2冊同時に紹介したいと思った本があります。下記のもので、概要はタイトルの通りです。
『語彙力こそが教養である』齋藤孝・角川新書・2015年
『学校では教えてくれない! 国語辞典の遊び方』サンキュータツオ・角川文庫・2016年
一部ではありますが、どちらにも共通して書かれていることがあります。様々な状況に対して、「やばい」や「可愛い」という単語がひとくくりにして用いられるときがあるということです。
それについて、前者は、日本には他にも多くの表現方法があるのだから、別の言葉も使ってみてはどうかというスタンスをとっています。
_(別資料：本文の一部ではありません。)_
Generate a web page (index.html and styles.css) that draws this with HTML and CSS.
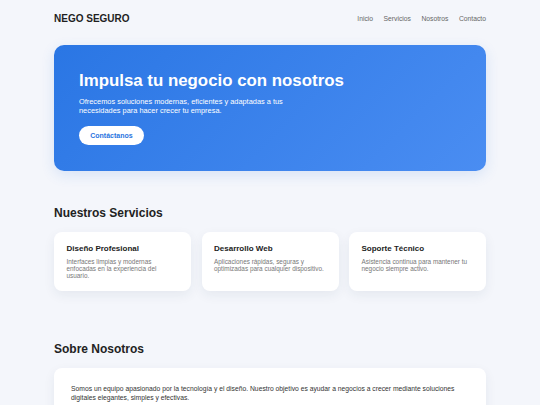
FILE: index.html
```html
<!DOCTYPE html>
<html lang="es">
<head>
<meta charset="utf-8">
<title>Nego Seguro</title>
<link rel="stylesheet" href="styles.css">
</head>
<body>
<div class="container">
  <header class="header">
    <div class="logo">NEGO SEGURO</div>
    <nav class="nav">
      <a href="#">Inicio</a>
      <a href="#">Servicios</a>
      <a href="#">Nosotros</a>
      <a href="#">Contacto</a>
    </nav>
  </header>

  <section class="hero">
    <h1 class="hero-title">Impulsa tu negocio con nosotros</h1>
    <p class="hero-text">Ofrecemos soluciones modernas, eficientes y adaptadas a tus necesidades para hacer crecer tu empresa.</p>
    <a class="btn" href="#">Contáctanos</a>
  </section>

  <section class="section">
    <h2 class="section-title">Nuestros Servicios</h2>
    <div class="cards">
      <div class="card">
        <h3 class="card-title">Diseño Profesional</h3>
        <p class="card-text">Interfaces limpias y modernas enfocadas en la experiencia del usuario.</p>
      </div>
      <div class="card">
        <h3 class="card-title">Desarrollo Web</h3>
        <p class="card-text">Aplicaciones rápidas, seguras y optimizadas para cualquier dispositivo.</p>
      </div>
      <div class="card">
        <h3 class="card-title">Soporte Técnico</h3>
        <p class="card-text">Asistencia continua para mantener tu negocio siempre activo.</p>
      </div>
    </div>
  </section>

  <section class="section">
    <h2 class="section-title">Sobre Nosotros</h2>
    <div class="about">
      <p class="about-text">Somos un equipo apasionado por la tecnología y el diseño. Nuestro objetivo es ayudar a negocios a crecer mediante soluciones digitales elegantes, simples y efectivas.</p>
    </div>
  </section>
</div>
</body>
</html>
```

FILE: styles.css
```css
* { box-sizing: border-box; }

body {
  margin: 0;
  background: #f4f6fb;
  font-family: "Liberation Sans", Arial, sans-serif;
  color: #222;
}

.container {
  width: 432px;
  margin: 0 auto;
}

.header {
  height: 36px;
  display: flex;
  align-items: center;
  justify-content: space-between;
}

.logo {
  font-size: 10px;
  font-weight: 700;
  color: #1f1f1f;
}

.nav {
  display: flex;
  gap: 10.5px;
}

.nav a {
  font-size: 6.75px;
  color: #666;
  text-decoration: none;
}

.hero {
  margin-top: 9px;
  padding: 26px 25px 26px;
  border-radius: 10px;
  background: linear-gradient(135deg, #2a76e4 0%, #4a8df2 100%);
  box-shadow: 0 4px 14px rgba(40, 110, 220, 0.14);
  color: #fff;
}

.hero-title {
  margin: 0;
  font-size: 16.85px;
  font-weight: 700;
  line-height: normal;
}

.hero-text {
  margin: 7px 0 0;
  max-width: 225px;
  font-size: 7.4px;
  line-height: 8.6px;
}

.btn {
  display: inline-block;
  margin-top: 11px;
  padding: 5.5px 11.2px;
  border-radius: 999px;
  background: #fff;
  color: #2a74e0;
  font-size: 7px;
  font-weight: 700;
  line-height: 8px;
  text-decoration: none;
}

.section {
  padding: 34.6px 0 16px;
}

.section-title {
  margin: 0 0 12.5px;
  font-size: 12px;
  font-weight: 700;
  line-height: normal;
  color: #222;
}

.cards {
  display: grid;
  grid-template-columns: repeat(3, 1fr);
  gap: 10.5px;
}

.card {
  background: #fff;
  border-radius: 8px;
  padding: 12px 12.5px 12.5px;
  box-shadow: 0 4px 12px rgba(30, 50, 90, 0.07);
}

.card-title {
  margin: 0;
  font-size: 8px;
  font-weight: 700;
  line-height: normal;
  color: #222;
}

.card-text {
  margin: 4.3px 0 0;
  font-size: 6.4px;
  line-height: 7px;
  color: #777;
}

.about {
  background: #fff;
  border-radius: 8px;
  padding: 15.5px 17px 16px;
  box-shadow: 0 4px 12px rgba(30, 50, 90, 0.07);
}

.about-text {
  margin: 0;
  font-size: 6.75px;
  line-height: 9px;
  color: #333;
}
```
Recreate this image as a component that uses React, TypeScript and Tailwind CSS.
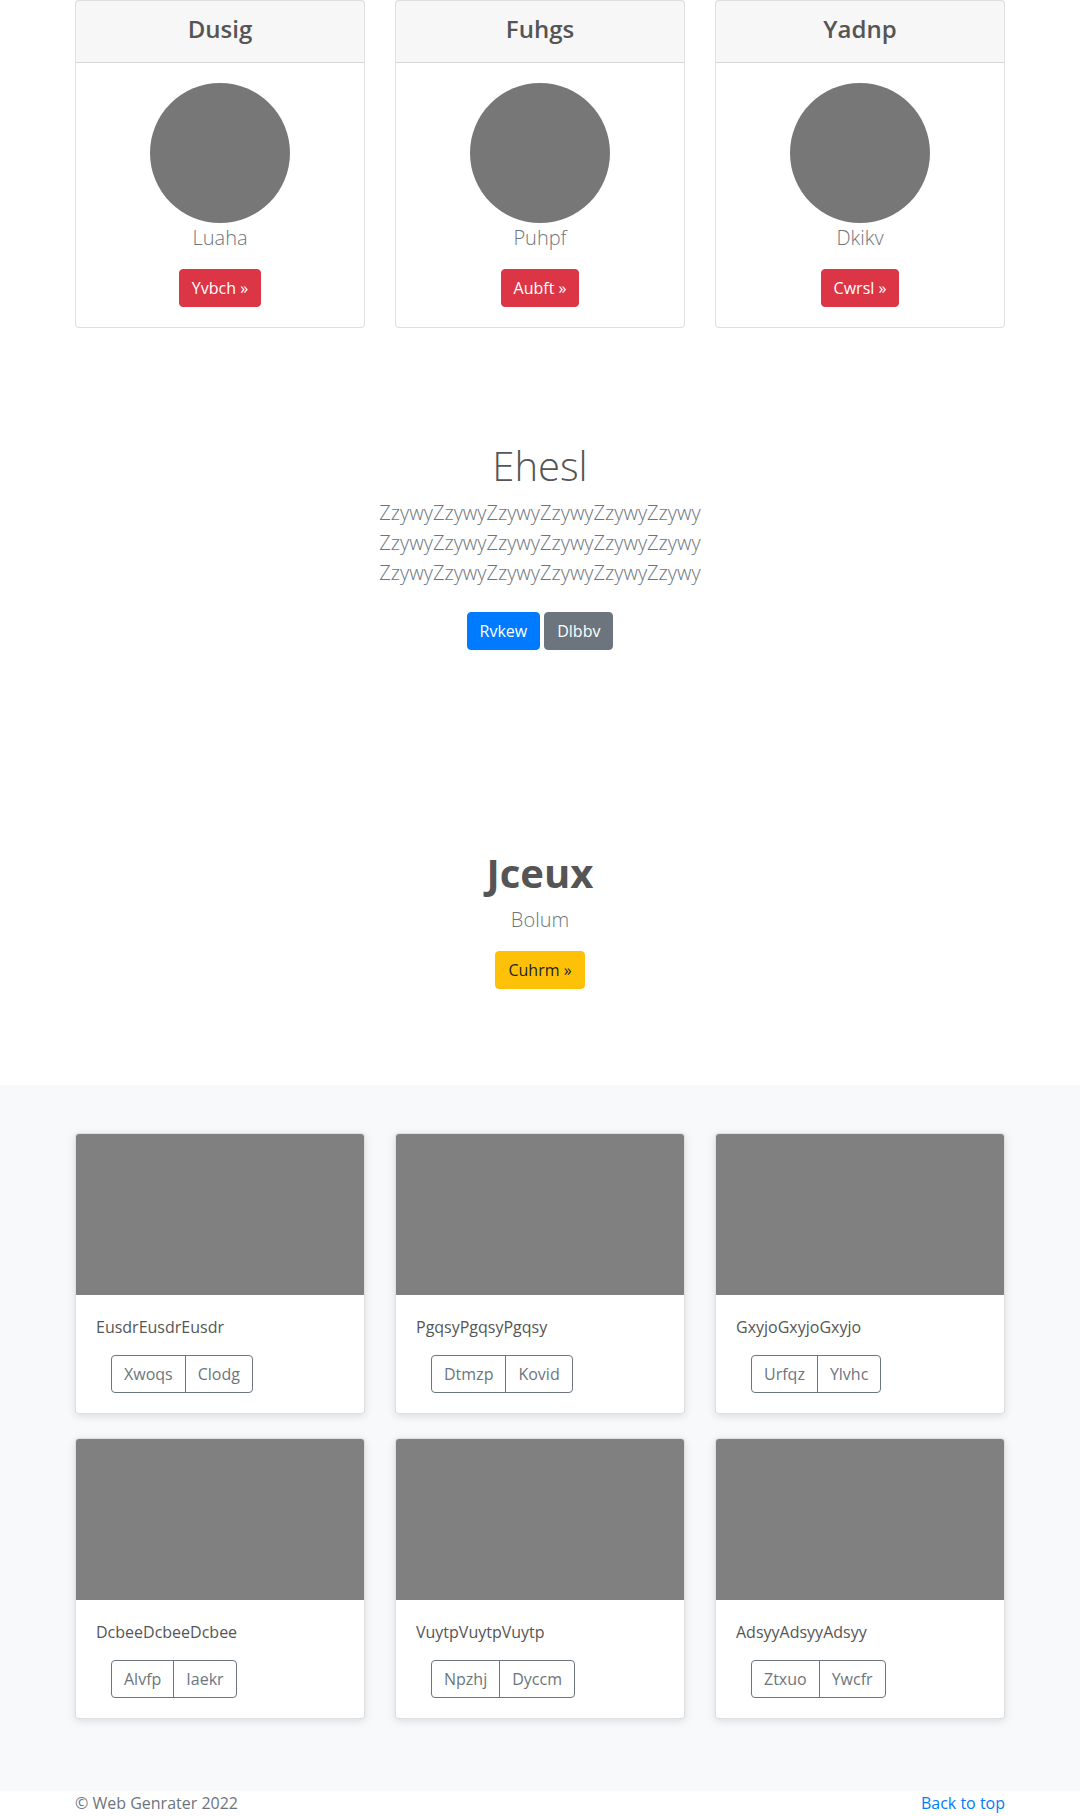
import React from 'react';

const teams = [
  { title: 'Dusig', name: 'Luaha', action: 'Yvbch' },
  { title: 'Fuhgs', name: 'Puhpf', action: 'Aubft' },
  { title: 'Yadnp', name: 'Dkikv', action: 'Cwrsl' },
];

const albums = [
  { text: 'EusdrEusdrEusdr', left: 'Xwoqs', right: 'Clodg' },
  { text: 'PgqsyPgqsyPgqsy', left: 'Dtmzp', right: 'Kovid' },
  { text: 'GxyjoGxyjoGxyjo', left: 'Urfqz', right: 'Ylvhc' },
  { text: 'DcbeeDcbeeDcbee', left: 'Alvfp', right: 'Iaekr' },
  { text: 'VuytpVuytpVuytp', left: 'Npzhj', right: 'Dyccm' },
  { text: 'AdsyyAdsyyAdsyy', left: 'Ztxuo', right: 'Ywcfr' },
];

const TeamCard: React.FC<{ title: string; name: string; action: string }> = ({ title, name, action }) => (
  <div className="border border-[rgba(0,0,0,0.125)] rounded-[4px] bg-white text-center">
    <div className="bg-[rgba(0,0,0,0.03)] border-b border-[rgba(0,0,0,0.125)] px-5 pt-[14px] pb-[10px]">
      <h4 className="text-[24px] font-semibold leading-[1.2] mb-2 text-[#555]">{title}</h4>
    </div>
    <div className="p-5">
      <div className="w-[140px] h-[140px] rounded-full bg-[#777] mx-auto" />
      <p className="text-[20px] font-light leading-[30px] mb-4 text-[#6c757d]">{name}</p>
      <a className="inline-block bg-[#dc3545] border border-[#dc3545] text-white text-[16px] leading-[24px] px-3 py-[6px] rounded-[4px]">
        {action} »
      </a>
    </div>
  </div>
);

const AlbumCard: React.FC<{ text: string; left: string; right: string }> = ({ text, left, right }) => (
  <div className="bg-white border border-[rgba(0,0,0,0.125)] rounded-[4px] shadow-[0_2px_8px_rgba(0,0,0,0.12)] overflow-hidden">
    <div className="h-[161px] bg-[#808080]" />
    <div className="p-5">
      <p className="text-[16px] leading-[24px] mb-4 text-[#555]">{text}</p>
      <div className="flex ml-[15px]">
        <button className="border border-[#6c757d] text-[#6c757d] text-[16px] leading-[24px] px-3 py-[6px] rounded-l-[4px]">
          {left}
        </button>
        <button className="-ml-px border border-[#6c757d] text-[#6c757d] text-[16px] leading-[24px] px-3 py-[6px] rounded-r-[4px]">
          {right}
        </button>
      </div>
    </div>
  </div>
);

const App: React.FC = () => {
  return (
    <div className="min-h-[1816px] bg-white font-['Open_Sans',sans-serif] text-[#555]">
      {/* top cards */}
      <div className="w-[960px] mx-auto px-[15px]">
        <div className="grid grid-cols-3 gap-[30px]">
          {teams.map((t) => (
            <TeamCard key={t.title} {...t} />
          ))}
        </div>
      </div>

      {/* intro */}
      <section className="pt-[114px] text-center">
        <h1 className="text-[40px] font-light leading-[1.2] mb-2 text-[#555]">Ehesl</h1>
        <p className="max-w-[360px] mx-auto text-[20px] font-light leading-[30px] mb-4 text-[#6c757d]">
          ZzywyZzywyZzywyZzywyZzywyZzywy ZzywyZzywyZzywyZzywyZzywyZzywy ZzywyZzywyZzywyZzywyZzywyZzywy
        </p>
        <div className="flex justify-center gap-1 pt-2">
          <a className="inline-block bg-[#007bff] border border-[#007bff] text-white text-[16px] leading-[24px] px-3 py-[6px] rounded-[4px]">
            Rvkew
          </a>
          <a className="inline-block bg-[#6c757d] border border-[#6c757d] text-white text-[16px] leading-[24px] px-3 py-[6px] rounded-[4px]">
            Dlbbv
          </a>
        </div>
      </section>

      {/* callout */}
      <section className="pt-[199px] pb-[96px] text-center">
        <h1 className="text-[40px] font-bold leading-[1.2] mb-2 text-[#555]">Jceux</h1>
        <p className="text-[20px] font-light leading-[30px] mb-4 text-[#6c757d]">Bolum</p>
        <a className="inline-block bg-[#ffc107] border border-[#ffc107] text-[#212529] text-[16px] leading-[24px] px-3 py-[6px] rounded-[4px]">
          Cuhrm »
        </a>
      </section>

      {/* album */}
      <section className="bg-[#f8f9fa] pt-12 pb-[72px]">
        <div className="w-[960px] mx-auto px-[15px]">
          <div className="grid grid-cols-3 gap-x-[30px] gap-y-6">
            {albums.map((a) => (
              <AlbumCard key={a.text} {...a} />
            ))}
          </div>
        </div>
      </section>

      <footer className="w-[960px] mx-auto px-[15px] pb-12 flex justify-between text-[16px] leading-[24px]">
        <p className="text-[#6c757d]">© Web Genrater 2022</p>
        <a className="text-[#007bff]">Back to top</a>
      </footer>
    </div>
  );
};

export default App;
後者は、日本語は常に変遷するものであり、相手に伝わるのであればこのような使い方をしてもかまわないといった意見が書かれています。
どちらも大学で日本語に関することを教えている立場の方が著者であり、同じ出版社から刊行されている本でありながら、正反対のことが書かれていて笑いそうになりました。
前々から薄々感じてはいたのですが、この2冊を読むことで、「本に書いてある事柄が正しいとは限らない」と確信しました(実際、小学校に置いてあったある本に載っていたものに間違いがあったと、高校卒業後に知って驚愕した覚えがあります)。
この2冊の場合は、どちらか一方のみが正しいという答えはないと思います。だからこそ、両方を読むことによって得られた満足感がありました。
ただ、娯楽として読むのであれば、『学校では教えてくれない! 国語辞典の遊び方』を推奨します。
ノリが軽いため人を選ぶかもしれませんが、複数の国語辞典が擬人化されたキャラクターとともに解説されていて、中身が頭に入ってきやすかったです。また、自分に合った辞書を判断してくれる「辞書占い」が載っていて、診断した後に当該辞書の説明ページを見ると、納得できるような気持ちになりました。